Neither a long day’s journey into night nor a long night’s journey into day, but a trek in which time and destination become equally indeterminate as fatigue sets in, “Khibula” takes an unusually, imprecisely poetic approach to historical fact as it recounts the last months in the life of former Georgian president Zviad Gamsakhurdia. This imposing third feature from leading Georgian filmmaker George Ovashvili prioritizes environmental texture and flourishes of folk art over Wikipedia-style biographical detail as it attempts to unpick the mentality of a leader in uncertain exile. Following its subject and his entourage through the wilderness from one temporary resting place to the next, the film becomes, at least partly by design, something of a slog: The physical and psychological exhaustion of a life lived in constant limbo is felt here, though any emotional rewards are low-key ones.
This somewhat oblique, deliberately repetitive route risks curbing “Khibula’s” international distribution prospects relative to those of Ovashvili’s last film “Corn Island,” which took top honors at the Karlovy Vary festival and made the foreign-language Academy Award shortlist in 2014. Plentiful festival bookings, however, should transpire for this substantial, stonily handsome project, following its premiere as a star attraction in Karlovy Vary’s official competition. (It would not be surprising, meanwhile, to see Georgia’s selectors again deem Ovashvili their best Oscar bet.) Wherever it winds up traveling, “Khibula” is likely to significantly raise awareness among audiences of Georgia’s first democratically elected post-Soviet president, a major political figure whose very death remains clouded in ambiguity.
The introductory title cards of “Khibula” contain more concentrated historical information than the rest of the film: Months after being elected President of the newly independent state in May 1991, Gamsakhurdia — played with mournful stoicism by veteran Iranian actor Hossein Mahjoob — was deposed in a violent coup d’état, forcing him to flee to the Caucasus Mountains as civil war ensued. Ovashvili and Dutch co-writer Roelof-Jan Minneboo otherwise keep their lean script light on political context and nuance, in ways that could be viewed either as sympathetic to, or tacitly critical of, their subject. His point of view dominates, as he maintains his conviction that he’ll once more rule a country “now in the hands of traitors and liars,” but his persistent failure to address the raging conflict invites questions about how deeply he understands the land he loves.

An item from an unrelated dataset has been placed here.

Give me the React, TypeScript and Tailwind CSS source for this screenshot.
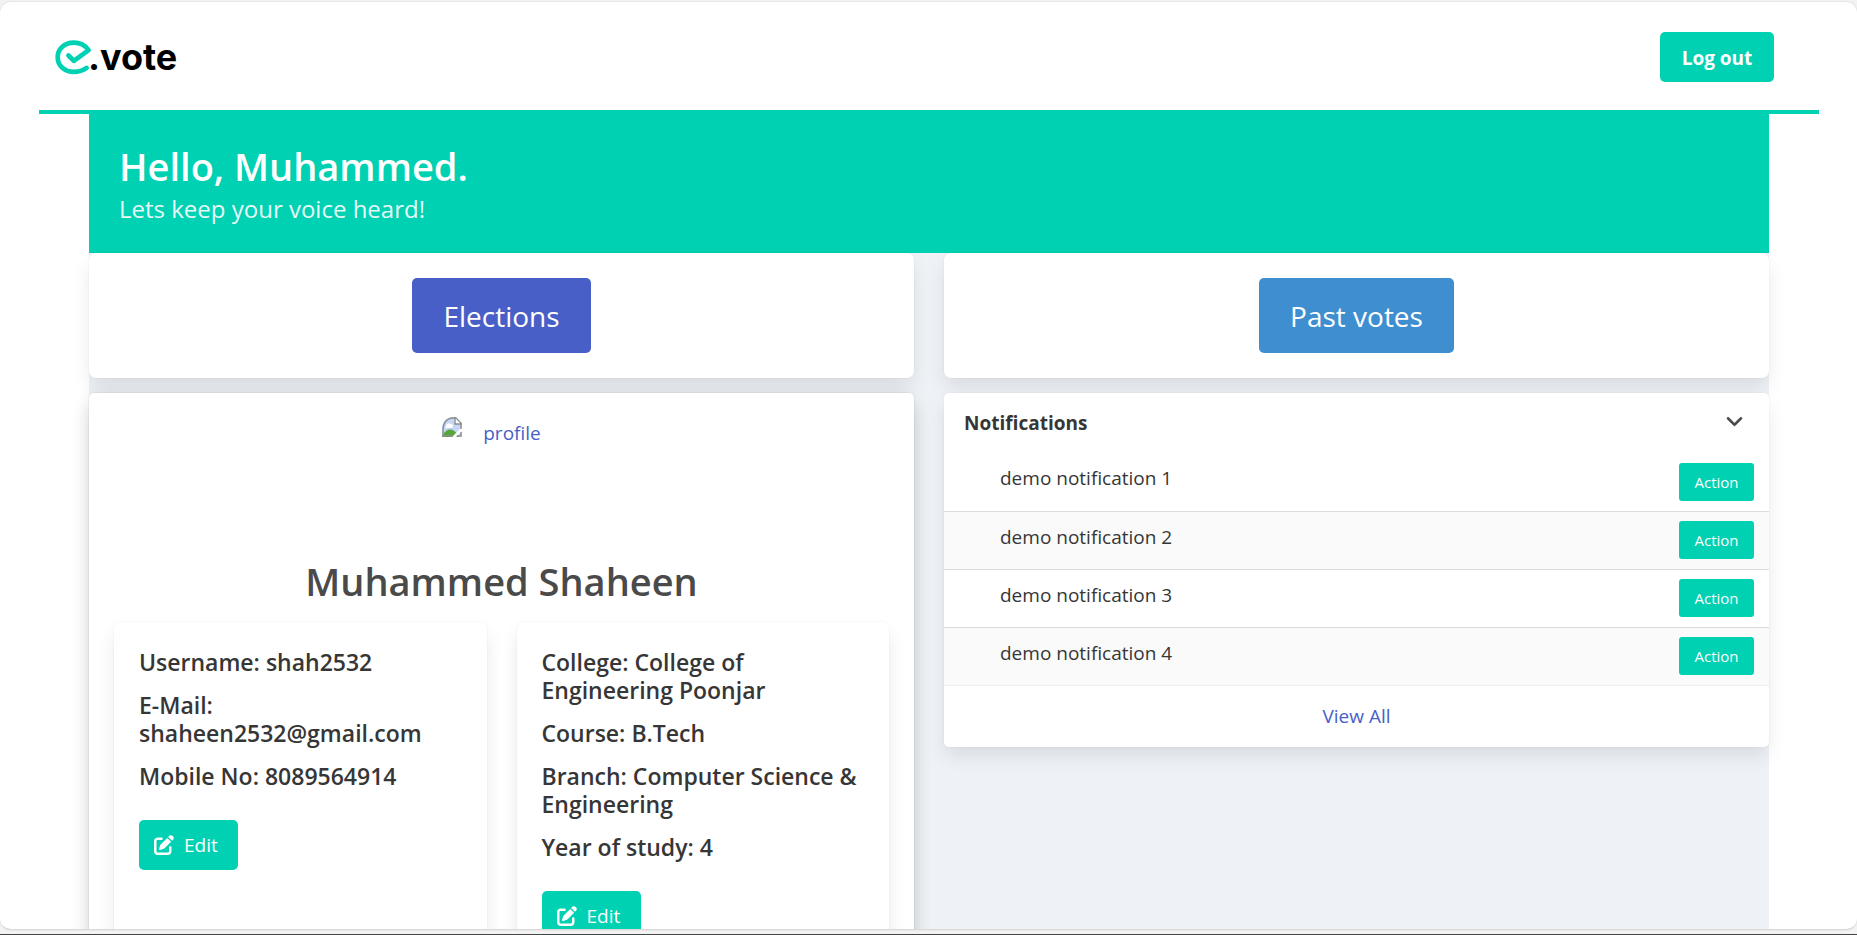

For the film’s purposes, at least, his silence is golden. With the screenplay’s stray passages of political rhetoric on the stilted side, “Khibula” is strongest when it relies on subtler symbolic means — be it a shift in light or of facial expression — to suggest Gamsakhurdia’s state of mind as he and his band of followers trudge through a deceptively bucolic landscape, its peacefulness sporadically pierced by enemy bullets. The film segues casually between waking life and dream states, though even when it comes to the former, realism isn’t a strict objective. As he moves ever deeper into the forest, the President’s suit-and-tie attire changes not once in the grueling course of proceedings — signifying his unwavering view of himself as an appointed statesman, even as the possibility of his ever returning to office grows more and more distant.
Is he a vital idealist or merely in dignified denial? Neither the filmmaking nor Mahjoob’s increasingly stricken, internalized performance provides an emphatic answer. The public view of Gamsakhurdia, furthermore, alternates from one household to the next, as his itinerant mini-army seeks shelter with a succession of impoverished rural citizens — some devoted to his cause, others disillusioned. Traditional songs, repeatedly dedicated to the President by the locals, form a running, inconsistent commentary of sorts on the state of a wounded nation: a motif the film perhaps overuses in the course of its relatively short running time, but still a pleasingly abstract alternative to more prosaic methods of sociopolitical scene-setting.
Even in “Khibula’s” most murkily challenging stretches, Enrico Lucidi’s rich, earth-toned, sometimes starkly stylized 35mm lensing is a consistent source of light and interest, whether exploring the craggy majesty of the Caucasus peaks or the equally complex, creviced landscape of the protagonist’s face. Special below-the-line credit must also go to Ariunsaichan Dawaachu’s textured, driftwood-hued production design. The weatherbeaten surfaces and sparse decorative touches of the various homes in which Gamsakhurdia finds temporary refuge are laden with evocative details about the hard, ordinary existences lived permanently within their walls — Georgian lives that may not be as transitory as that of their fugitive leader, but are no less fraught for remaining in one place.